Exercise requirements:
Pictures appear in the records below; write out everything else exactly.

Records provided:
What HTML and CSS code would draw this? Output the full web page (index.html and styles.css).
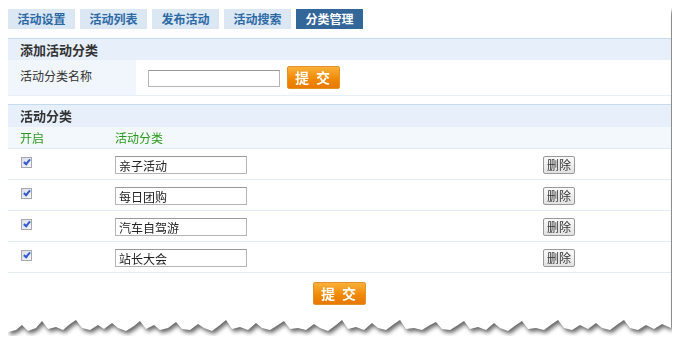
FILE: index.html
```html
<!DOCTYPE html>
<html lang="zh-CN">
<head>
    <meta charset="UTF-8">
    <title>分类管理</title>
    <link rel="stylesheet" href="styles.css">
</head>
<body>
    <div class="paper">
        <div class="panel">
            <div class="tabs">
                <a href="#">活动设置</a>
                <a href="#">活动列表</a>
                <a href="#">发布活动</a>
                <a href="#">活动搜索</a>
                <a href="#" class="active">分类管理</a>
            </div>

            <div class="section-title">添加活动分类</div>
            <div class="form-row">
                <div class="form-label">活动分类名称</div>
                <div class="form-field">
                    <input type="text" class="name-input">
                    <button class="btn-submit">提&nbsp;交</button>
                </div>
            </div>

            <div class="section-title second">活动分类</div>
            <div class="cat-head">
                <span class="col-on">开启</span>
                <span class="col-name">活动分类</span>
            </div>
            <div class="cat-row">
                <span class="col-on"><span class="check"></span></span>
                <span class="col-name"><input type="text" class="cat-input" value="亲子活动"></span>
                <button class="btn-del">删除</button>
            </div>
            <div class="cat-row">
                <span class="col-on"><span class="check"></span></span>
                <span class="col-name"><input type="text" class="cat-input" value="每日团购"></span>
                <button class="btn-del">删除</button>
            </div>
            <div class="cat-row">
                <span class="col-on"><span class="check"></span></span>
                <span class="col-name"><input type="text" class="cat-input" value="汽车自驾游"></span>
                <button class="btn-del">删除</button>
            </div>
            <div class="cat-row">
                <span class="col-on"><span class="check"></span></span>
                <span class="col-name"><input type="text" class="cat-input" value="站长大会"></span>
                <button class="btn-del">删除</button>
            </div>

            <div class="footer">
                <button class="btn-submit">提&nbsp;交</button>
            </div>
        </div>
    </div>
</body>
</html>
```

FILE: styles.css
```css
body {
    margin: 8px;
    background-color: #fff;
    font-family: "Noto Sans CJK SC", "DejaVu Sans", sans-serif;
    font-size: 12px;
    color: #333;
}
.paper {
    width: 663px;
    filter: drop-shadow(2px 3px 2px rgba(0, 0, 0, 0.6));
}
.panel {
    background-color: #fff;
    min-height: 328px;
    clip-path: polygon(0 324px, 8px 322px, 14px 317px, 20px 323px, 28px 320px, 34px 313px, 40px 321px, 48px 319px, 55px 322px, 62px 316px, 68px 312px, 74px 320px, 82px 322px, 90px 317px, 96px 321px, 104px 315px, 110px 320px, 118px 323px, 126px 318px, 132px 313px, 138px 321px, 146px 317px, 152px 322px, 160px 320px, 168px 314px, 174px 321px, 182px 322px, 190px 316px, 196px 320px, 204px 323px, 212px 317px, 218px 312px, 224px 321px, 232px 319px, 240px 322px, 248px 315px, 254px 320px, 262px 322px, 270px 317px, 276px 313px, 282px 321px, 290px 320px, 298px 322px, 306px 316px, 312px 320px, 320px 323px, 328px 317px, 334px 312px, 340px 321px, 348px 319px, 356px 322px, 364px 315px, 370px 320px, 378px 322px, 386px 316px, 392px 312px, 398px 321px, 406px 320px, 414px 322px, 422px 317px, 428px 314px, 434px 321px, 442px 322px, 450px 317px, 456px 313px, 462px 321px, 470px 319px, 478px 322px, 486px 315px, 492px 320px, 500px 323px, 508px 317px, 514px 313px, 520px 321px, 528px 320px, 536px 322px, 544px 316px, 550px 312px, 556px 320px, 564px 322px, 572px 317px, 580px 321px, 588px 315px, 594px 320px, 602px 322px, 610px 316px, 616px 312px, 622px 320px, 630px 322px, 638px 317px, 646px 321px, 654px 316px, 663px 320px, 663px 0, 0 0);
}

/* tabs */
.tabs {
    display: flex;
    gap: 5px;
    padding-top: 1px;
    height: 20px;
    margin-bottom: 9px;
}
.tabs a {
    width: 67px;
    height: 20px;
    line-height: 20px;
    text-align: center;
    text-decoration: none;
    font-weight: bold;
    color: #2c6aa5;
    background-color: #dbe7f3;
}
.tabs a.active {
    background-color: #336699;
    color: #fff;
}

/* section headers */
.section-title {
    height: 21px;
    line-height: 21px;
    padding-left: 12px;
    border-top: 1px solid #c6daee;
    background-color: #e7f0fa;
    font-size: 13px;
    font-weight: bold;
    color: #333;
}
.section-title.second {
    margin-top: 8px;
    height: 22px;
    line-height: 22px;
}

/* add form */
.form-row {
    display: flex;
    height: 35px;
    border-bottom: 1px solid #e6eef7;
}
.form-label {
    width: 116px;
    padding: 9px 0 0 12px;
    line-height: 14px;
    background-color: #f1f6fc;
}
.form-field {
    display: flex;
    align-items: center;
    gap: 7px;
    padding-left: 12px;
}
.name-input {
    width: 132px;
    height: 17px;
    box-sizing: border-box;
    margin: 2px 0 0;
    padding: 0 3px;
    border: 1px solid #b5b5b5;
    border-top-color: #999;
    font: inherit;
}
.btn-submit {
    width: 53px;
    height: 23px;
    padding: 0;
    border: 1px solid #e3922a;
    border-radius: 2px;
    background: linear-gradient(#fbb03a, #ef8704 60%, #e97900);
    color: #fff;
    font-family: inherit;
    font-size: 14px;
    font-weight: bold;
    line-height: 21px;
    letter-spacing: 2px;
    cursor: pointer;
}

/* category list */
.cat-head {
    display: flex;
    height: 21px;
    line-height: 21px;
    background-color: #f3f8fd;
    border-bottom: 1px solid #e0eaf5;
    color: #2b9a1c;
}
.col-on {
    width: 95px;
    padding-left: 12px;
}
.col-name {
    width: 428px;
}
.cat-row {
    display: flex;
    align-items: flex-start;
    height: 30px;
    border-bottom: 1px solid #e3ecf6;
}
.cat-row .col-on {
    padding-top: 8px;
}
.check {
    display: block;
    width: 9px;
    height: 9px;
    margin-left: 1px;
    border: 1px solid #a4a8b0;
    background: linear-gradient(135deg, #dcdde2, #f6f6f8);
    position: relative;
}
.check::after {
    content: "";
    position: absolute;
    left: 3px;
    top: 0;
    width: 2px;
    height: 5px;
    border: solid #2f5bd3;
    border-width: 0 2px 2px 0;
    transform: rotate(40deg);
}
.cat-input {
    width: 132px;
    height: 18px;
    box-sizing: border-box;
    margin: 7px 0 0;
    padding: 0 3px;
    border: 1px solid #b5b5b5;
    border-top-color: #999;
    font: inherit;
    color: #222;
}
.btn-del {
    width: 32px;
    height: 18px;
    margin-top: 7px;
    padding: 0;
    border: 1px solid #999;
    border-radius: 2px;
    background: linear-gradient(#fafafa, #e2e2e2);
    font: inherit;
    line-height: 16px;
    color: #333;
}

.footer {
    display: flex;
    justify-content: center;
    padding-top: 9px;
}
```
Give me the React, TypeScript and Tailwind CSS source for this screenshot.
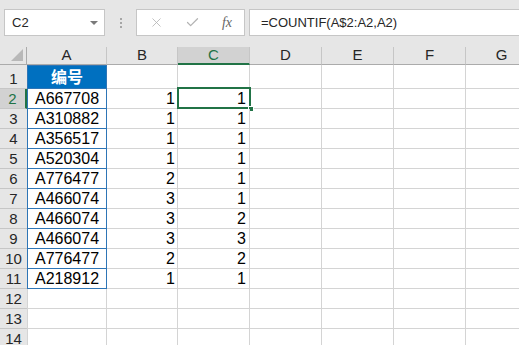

Result of this exercise:
What HTML and CSS code would draw this? Output the full web page (index.html and styles.css).
FILE: index.html
```html
<!DOCTYPE html>
<html lang="zh-CN">
<head>
    <meta charset="UTF-8">
    <title>分类管理</title>
    <link rel="stylesheet" href="styles.css">
</head>
<body>
    <div class="paper">
        <div class="panel">
            <div class="tabs">
                <a href="#">活动设置</a>
                <a href="#">活动列表</a>
                <a href="#">发布活动</a>
                <a href="#">活动搜索</a>
                <a href="#" class="active">分类管理</a>
            </div>

            <div class="section-title">添加活动分类</div>
            <div class="form-row">
                <div class="form-label">活动分类名称</div>
                <div class="form-field">
                    <input type="text" class="name-input">
                    <button class="btn-submit">提&nbsp;交</button>
                </div>
            </div>

            <div class="section-title second">活动分类</div>
            <div class="cat-head">
                <span class="col-on">开启</span>
                <span class="col-name">活动分类</span>
            </div>
            <div class="cat-row">
                <span class="col-on"><span class="check"></span></span>
                <span class="col-name"><input type="text" class="cat-input" value="亲子活动"></span>
                <button class="btn-del">删除</button>
            </div>
            <div class="cat-row">
                <span class="col-on"><span class="check"></span></span>
                <span class="col-name"><input type="text" class="cat-input" value="每日团购"></span>
                <button class="btn-del">删除</button>
            </div>
            <div class="cat-row">
                <span class="col-on"><span class="check"></span></span>
                <span class="col-name"><input type="text" class="cat-input" value="汽车自驾游"></span>
                <button class="btn-del">删除</button>
            </div>
            <div class="cat-row">
                <span class="col-on"><span class="check"></span></span>
                <span class="col-name"><input type="text" class="cat-input" value="站长大会"></span>
                <button class="btn-del">删除</button>
            </div>

            <div class="footer">
                <button class="btn-submit">提&nbsp;交</button>
            </div>
        </div>
    </div>
</body>
</html>
```

FILE: styles.css
```css
body {
    margin: 8px;
    background-color: #fff;
    font-family: "Noto Sans CJK SC", "DejaVu Sans", sans-serif;
    font-size: 12px;
    color: #333;
}
.paper {
    width: 663px;
    filter: drop-shadow(2px 3px 2px rgba(0, 0, 0, 0.6));
}
.panel {
    background-color: #fff;
    min-height: 328px;
    clip-path: polygon(0 324px, 8px 322px, 14px 317px, 20px 323px, 28px 320px, 34px 313px, 40px 321px, 48px 319px, 55px 322px, 62px 316px, 68px 312px, 74px 320px, 82px 322px, 90px 317px, 96px 321px, 104px 315px, 110px 320px, 118px 323px, 126px 318px, 132px 313px, 138px 321px, 146px 317px, 152px 322px, 160px 320px, 168px 314px, 174px 321px, 182px 322px, 190px 316px, 196px 320px, 204px 323px, 212px 317px, 218px 312px, 224px 321px, 232px 319px, 240px 322px, 248px 315px, 254px 320px, 262px 322px, 270px 317px, 276px 313px, 282px 321px, 290px 320px, 298px 322px, 306px 316px, 312px 320px, 320px 323px, 328px 317px, 334px 312px, 340px 321px, 348px 319px, 356px 322px, 364px 315px, 370px 320px, 378px 322px, 386px 316px, 392px 312px, 398px 321px, 406px 320px, 414px 322px, 422px 317px, 428px 314px, 434px 321px, 442px 322px, 450px 317px, 456px 313px, 462px 321px, 470px 319px, 478px 322px, 486px 315px, 492px 320px, 500px 323px, 508px 317px, 514px 313px, 520px 321px, 528px 320px, 536px 322px, 544px 316px, 550px 312px, 556px 320px, 564px 322px, 572px 317px, 580px 321px, 588px 315px, 594px 320px, 602px 322px, 610px 316px, 616px 312px, 622px 320px, 630px 322px, 638px 317px, 646px 321px, 654px 316px, 663px 320px, 663px 0, 0 0);
}

/* tabs */
.tabs {
    display: flex;
    gap: 5px;
    padding-top: 1px;
    height: 20px;
    margin-bottom: 9px;
}
.tabs a {
    width: 67px;
    height: 20px;
    line-height: 20px;
    text-align: center;
    text-decoration: none;
    font-weight: bold;
    color: #2c6aa5;
    background-color: #dbe7f3;
}
.tabs a.active {
    background-color: #336699;
    color: #fff;
}

/* section headers */
.section-title {
    height: 21px;
    line-height: 21px;
    padding-left: 12px;
    border-top: 1px solid #c6daee;
    background-color: #e7f0fa;
    font-size: 13px;
    font-weight: bold;
    color: #333;
}
.section-title.second {
    margin-top: 8px;
    height: 22px;
    line-height: 22px;
}

/* add form */
.form-row {
    display: flex;
    height: 35px;
    border-bottom: 1px solid #e6eef7;
}
.form-label {
    width: 116px;
    padding: 9px 0 0 12px;
    line-height: 14px;
    background-color: #f1f6fc;
}
.form-field {
    display: flex;
    align-items: center;
    gap: 7px;
    padding-left: 12px;
}
.name-input {
    width: 132px;
    height: 17px;
    box-sizing: border-box;
    margin: 2px 0 0;
    padding: 0 3px;
    border: 1px solid #b5b5b5;
    border-top-color: #999;
    font: inherit;
}
.btn-submit {
    width: 53px;
    height: 23px;
    padding: 0;
    border: 1px solid #e3922a;
    border-radius: 2px;
    background: linear-gradient(#fbb03a, #ef8704 60%, #e97900);
    color: #fff;
    font-family: inherit;
    font-size: 14px;
    font-weight: bold;
    line-height: 21px;
    letter-spacing: 2px;
    cursor: pointer;
}

/* category list */
.cat-head {
    display: flex;
    height: 21px;
    line-height: 21px;
    background-color: #f3f8fd;
    border-bottom: 1px solid #e0eaf5;
    color: #2b9a1c;
}
.col-on {
    width: 95px;
    padding-left: 12px;
}
.col-name {
    width: 428px;
}
.cat-row {
    display: flex;
    align-items: flex-start;
    height: 30px;
    border-bottom: 1px solid #e3ecf6;
}
.cat-row .col-on {
    padding-top: 8px;
}
.check {
    display: block;
    width: 9px;
    height: 9px;
    margin-left: 1px;
    border: 1px solid #a4a8b0;
    background: linear-gradient(135deg, #dcdde2, #f6f6f8);
    position: relative;
}
.check::after {
    content: "";
    position: absolute;
    left: 3px;
    top: 0;
    width: 2px;
    height: 5px;
    border: solid #2f5bd3;
    border-width: 0 2px 2px 0;
    transform: rotate(40deg);
}
.cat-input {
    width: 132px;
    height: 18px;
    box-sizing: border-box;
    margin: 7px 0 0;
    padding: 0 3px;
    border: 1px solid #b5b5b5;
    border-top-color: #999;
    font: inherit;
    color: #222;
}
.btn-del {
    width: 32px;
    height: 18px;
    margin-top: 7px;
    padding: 0;
    border: 1px solid #999;
    border-radius: 2px;
    background: linear-gradient(#fafafa, #e2e2e2);
    font: inherit;
    line-height: 16px;
    color: #333;
}

.footer {
    display: flex;
    justify-content: center;
    padding-top: 9px;
}
```
Give me the React, TypeScript and Tailwind CSS source for this screenshot.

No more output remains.